Another party pillar to fall under the purge was Mikhail Bakunin, the first Russian to become interested in revolutionary activities. He escaped from a Russian prison and had taken up residence in Geneva. Bakunin became so enthusiastic in advocating Marx's principles that certain elements of the labor movement began gravitating toward his leadership. This was fatal. Marx immediately set out to destroy him. The technique was the same as that used against Schweitzer except that Marx and Engels charged Bakunin with being an agent of the Russian Czar. This had a ruinous effect for awhile. Then they spread a charge which later proved to be completely false -- that Bakunin had embezzled 25,000 francs. Finally, to administer the coup de grace, Marx succeeded in getting the International to oust Bakunin from the Association. By this act Marx secretly felt he had destroyed the last man who might seriously threaten his leadership. What Marx did not know was the fact that in spite of this abuse, Bakunin would remain loyal to Marx's precepts, even translate Marx's books into Russian and thereby plant seeds which would ultimately bring the first nation in the modern world under a Communist dictatorship.
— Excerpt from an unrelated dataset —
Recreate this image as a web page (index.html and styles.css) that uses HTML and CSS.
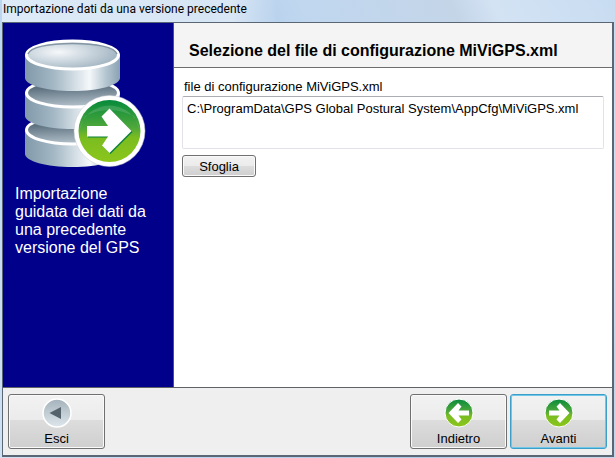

However, Mark's anxiety to purge the International of all his personal enemies created such violent suspicion, distrust and party dissension that it brought about the organization's total destruction. In fact, the end of the First International came close on the heels of Bakunin's expulsion. The trade unions in England began to abandon the cause of international revolution and the workers' groups on the Continent began ignoring the mandates of the Association. Finally, on September 8, 1873, the last congress of the International Workingmen's Association was held at Geneva and Marx found that the thirteen delegates who finally agreed to attend had to be practically "dug up out of the ground." For all practical intents and purpose, the First International was dead.